So Godel's incompleteness theorem cannot possibly apply to arbitrary complexity theories, at least not without additional complicating hypotheses which would rule out things like $\mathsf{TA}$.

OK, now let's actually say a bit about Godel.

The proof of the first incompleteness theorem has a key technical limitation: the theory $T$ in question must exhibit a combination of weakness and strength. Roughly speaking, $T$ must be able to prove all "very basic" facts about its own provability predicate. This both requires $T$ to be reasonably strong, and requires $T$ to be not too complicated. For example, true arithmetic $\mathsf{TA}$ is not definable in $\mathcal{N}$, so it can't even talk about itself at all (let alone prove things about itself).

As such, GIT is in fact fairly limited. Here's one way to pose GIT which is pretty close to optimal:

No consistent complete r.e. theory can interpret Robinson arithmetic.

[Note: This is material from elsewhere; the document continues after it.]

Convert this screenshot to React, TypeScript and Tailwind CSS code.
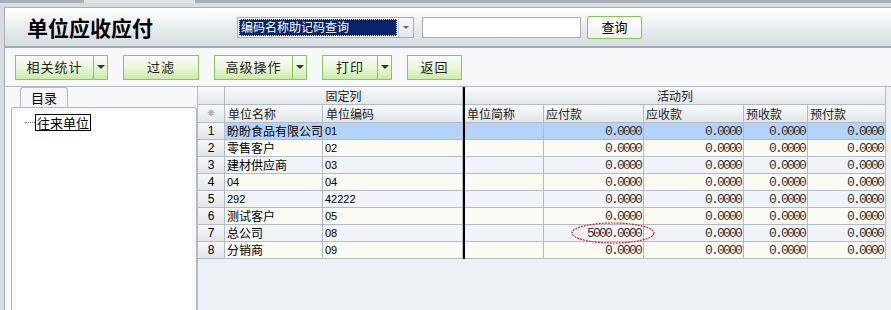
import React from "react";

const CJK = { fontFamily: '"Noto Sans CJK SC", "Noto Sans", sans-serif' };
const MONO = { fontFamily: '"Liberation Mono", monospace' };
const SANS = { fontFamily: '"Liberation Sans", Arial, sans-serif' };

const W = { idx: 28, name: 98, code: 141, bar: 2, abbr: 79, ap: 100, ar: 100, pr: 64, pp: 78 };

const rows = [
  { n: "盼盼食品有限公司", c: "01", ap: "0.0000" },
  { n: "零售客户", c: "02", ap: "0.0000" },
  { n: "建材供应商", c: "03", ap: "0.0000" },
  { n: "04", c: "04", ap: "0.0000", latin: true },
  { n: "292", c: "42222", ap: "0.0000", latin: true },
  { n: "测试客户", c: "05", ap: "0.0000" },
  { n: "总公司", c: "08", ap: "5000.0000" },
  { n: "分销商", c: "09", ap: "0.0000" },
];

function Btn({ label, w, arrow }: { label: string; w: number; arrow?: boolean }) {
  return (
    <div className="flex h-[25px]">
      <div
        className="flex items-center justify-center border border-[#86c95a] bg-gradient-to-b from-[#fbfdf6] via-[#eaf7dc] to-[#c9eca4] text-[13px] text-[#222] tracking-[1px]"
        style={{ ...CJK, width: w }}
      >
        {label}
      </div>
      {arrow && (
        <div className="flex w-[14px] items-center justify-center border border-l-0 border-[#86c95a] bg-gradient-to-b from-[#fbfdf6] via-[#eaf7dc] to-[#c9eca4]">
          <div className="h-0 w-0 border-l-[4px] border-r-[4px] border-t-[4px] border-l-transparent border-r-transparent border-t-[#333]" />
        </div>
      )}
    </div>
  );
}

function Cell({
  w,
  children,
  className = "",
  style = {},
}: {
  w: number;
  children?: React.ReactNode;
  className?: string;
  style?: React.CSSProperties;
}) {
  return (
    <div
      className={`flex shrink-0 items-center border-r border-b border-[#b3bcc6] overflow-hidden whitespace-nowrap ${className}`}
      style={{ width: w, ...style }}
    >
      {children}
    </div>
  );
}

export default function App() {
  return (
    <div className="relative flex h-[310px] w-[891px] flex-col overflow-hidden bg-[#d8dcdf]" style={CJK}>
      {/* top strip */}
      <div className="flex h-[3px] shrink-0">
        <div className="w-[84px] bg-[#a9b1b8]" />
        <div className="w-[111px] bg-[#e1e4e7]" />
        <div className="flex-1 bg-[#a9b1b8]" />
      </div>
      <div className="h-[4px] shrink-0 bg-[#d9dde0]" />

      <div className="ml-[4px] flex flex-1 flex-col border-l border-t border-[#a7aeb4] bg-[#f7f8f9]">
        {/* header */}
        <div className="flex h-[38px] shrink-0 items-center bg-gradient-to-b from-[#ffffff] to-[#d4dcdf] pl-[22px]">
          <div className="w-[210px] text-[21px] font-bold leading-none tracking-[0px] text-black">单位应收应付</div>
          <div className="flex h-[21px] w-[177px] border border-[#a5acb2] bg-white">
            <div className="m-[1px] flex flex-1 items-center border border-dotted border-[#e8d890] bg-[#0a246a] pl-[1px] text-[12px] leading-none text-white">
              编码名称助记码查询
            </div>
            <div className="flex w-[15px] items-center justify-center border-l border-[#c4c9ce] bg-gradient-to-b from-[#f8f9fa] to-[#e4e7ea]">
              <div className="h-0 w-0 border-l-[3px] border-r-[3px] border-t-[3px] border-l-transparent border-r-transparent border-t-[#666]" />
            </div>
          </div>
          <div className="ml-[8px] h-[21px] w-[159px] border border-[#a9b0b6] bg-white" />
          <div className="ml-[6px] flex h-[23px] w-[55px] items-center justify-center rounded-[2px] border border-[#80c955] bg-gradient-to-b from-[#ffffff] to-[#eef1ee] text-[13px] text-black">
            查询
          </div>
        </div>
        <div className="h-[2px] shrink-0 bg-[#a1a9af]" />

        {/* toolbar */}
        <div className="flex h-[39px] shrink-0 items-center border-b border-[#b2b8bd] pl-[10px]">
          <Btn label="相关统计" w={79} arrow />
          <div className="w-[15px]" />
          <Btn label="过滤" w={76} />
          <div className="w-[15px]" />
          <Btn label="高级操作" w={79} arrow />
          <div className="w-[15px]" />
          <Btn label="打印" w={56} arrow />
          <div className="w-[15px]" />
          <Btn label="返回" w={55} />
        </div>

        {/* main */}
        <div className="flex flex-1">
          {/* left panel */}
          <div className="flex w-[192px] shrink-0 flex-col pl-[6px]">
            <div className="flex h-[20px] shrink-0 pl-[9px]">
              <div className="flex w-[48px] items-center justify-center rounded-t-[3px] border border-b-0 border-[#b4bac0] bg-[#f5f6f7] text-[13px] text-black">
                目录
              </div>
            </div>
            <div className="flex-1 rounded-tl-[3px] rounded-tr-[3px] border border-b-0 border-[#b4bac0] bg-[#f6f7f8] px-[4px] pt-[3px]">
              <div className="h-full bg-white pl-[9px] pt-[3px]">
                <div className="flex items-center">
                  <div className="w-[10px] border-t border-dotted border-[#777]" />
                  <div className="border border-black px-[1px] text-[13px] leading-[15px] text-black">往来单位</div>
                </div>
              </div>
            </div>
          </div>

          {/* grid */}
          <div className="flex flex-1 flex-col bg-[#edf0f4] border-l border-[#b3bcc6] ml-[0px]">
            {/* header row 1 */}
            <div className="flex h-[18px] shrink-0">
              <Cell w={W.idx - 1} className="bg-gradient-to-b from-[#f8f9fa] to-[#e3e7ea]" />
              <Cell
                w={W.name + W.code - 1}
                className="justify-center bg-gradient-to-b from-[#f8f9fa] to-[#e3e7ea] text-[12px] text-[#222]"
              >
                固定列
              </Cell>
              <div className="w-[2px] shrink-0 bg-black" />
              <Cell
                w={W.abbr + W.ap + W.ar + W.pr + W.pp}
                className="justify-center bg-gradient-to-b from-[#f8f9fa] to-[#e3e7ea] text-[12px] text-[#222]"
              >
                活动列
              </Cell>
            </div>
            {/* header row 2 */}
            <div className="flex h-[18px] shrink-0">
              <Cell
                w={W.idx - 1}
                className="justify-center bg-gradient-to-b from-[#f8f9fa] to-[#e3e7ea] text-[9px] text-[#9aa0a6]"
                style={{ fontFamily: '"DejaVu Sans", sans-serif' }}
              >
                ❋
              </Cell>
              {[
                ["单位名称", W.name],
                ["单位编码", W.code - 1],
              ].map(([t, w]) => (
                <Cell
                  key={t as string}
                  w={w as number}
                  className="bg-gradient-to-b from-[#f8f9fa] to-[#e3e7ea] pl-[3px] text-[12px] text-[#222]"
                >
                  {t}
                </Cell>
              ))}
              <div className="w-[2px] shrink-0 bg-black" />
              {[
                ["单位简称", W.abbr],
                ["应付款", W.ap],
                ["应收款", W.ar],
                ["预收款", W.pr],
                ["预付款", W.pp],
              ].map(([t, w]) => (
                <Cell
                  key={t as string}
                  w={w as number}
                  className="bg-gradient-to-b from-[#f8f9fa] to-[#e3e7ea] pl-[2px] text-[12px] text-[#222]"
                >
                  {t}
                </Cell>
              ))}
            </div>
            {/* data rows */}
            {rows.map((r, i) => {
              const bg = i === 0 ? "bg-[#b5d3f9]" : i % 2 === 1 ? "bg-[#fbfbf3]" : "bg-[#f0f4fa]";
              const num = (v: string, w: number, extra?: React.ReactNode) => (
                <Cell
                  w={w}
                  className={`relative justify-end pr-[2px] text-[13px] leading-none tracking-[-1.8px] text-[#333] ${bg} ${extra ? "overflow-visible z-10" : ""}`}
                  style={MONO}
                >
                  {v}
                  {extra}
                </Cell>
              );
              return (
                <div key={i} className="flex h-[17px] shrink-0">
                  <Cell
                    w={W.idx - 1}
                    className="justify-center bg-gradient-to-b from-[#f6f7f8] to-[#e2e6e9] text-[12px] text-black"
                    style={SANS}
                  >
                    {i + 1}
                  </Cell>
                  <Cell
                    w={W.name}
                    className={`pl-[2px] ${r.latin ? "text-[11px]" : "text-[12px] leading-none"} text-black ${bg}`}
                    style={r.latin ? SANS : CJK}
                  >
                    {r.n}
                  </Cell>
                  <Cell w={W.code - 1} className={`pl-[2px] text-[11px] text-black ${bg}`} style={SANS}>
                    {r.c}
                  </Cell>
                  <div className="w-[2px] shrink-0 bg-black" />
                  <Cell w={W.abbr} className={bg} />
                  {num(
                    r.ap,
                    W.ap,
                    i === 6 ? (
                      <svg
                        className="pointer-events-none absolute left-[27px] top-[-3px]"
                        width="84"
                        height="22"
                        viewBox="0 0 84 22"
                      >
                        <ellipse
                          cx="42"
                          cy="11"
                          rx="41"
                          ry="10"
                          fill="none"
                          stroke="#e41b1b"
                          strokeWidth="1.2"
                          strokeDasharray="2 1"
                        />
                      </svg>
                    ) : undefined
                  )}
                  {num("0.0000", W.ar)}
                  {num("0.0000", W.pr)}
                  {num("0.0000", W.pp)}
                </div>
              );
            })}
          </div>
          <div className="w-[4px] shrink-0 bg-[#eef0f2]" />
        </div>
      </div>
    </div>
  );
}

The notion of interpretation here is a particularly technical one, so this isn't necessarily a good formulation of the incompleteness theorem to start off focusing on. But I think it's a good thing to see, if only briefly, early on: the various ingredients (consistency, completeness, r.e.-ness, and "logical strength" in some capacity) are clearly displayed and there is no imprecise language being used.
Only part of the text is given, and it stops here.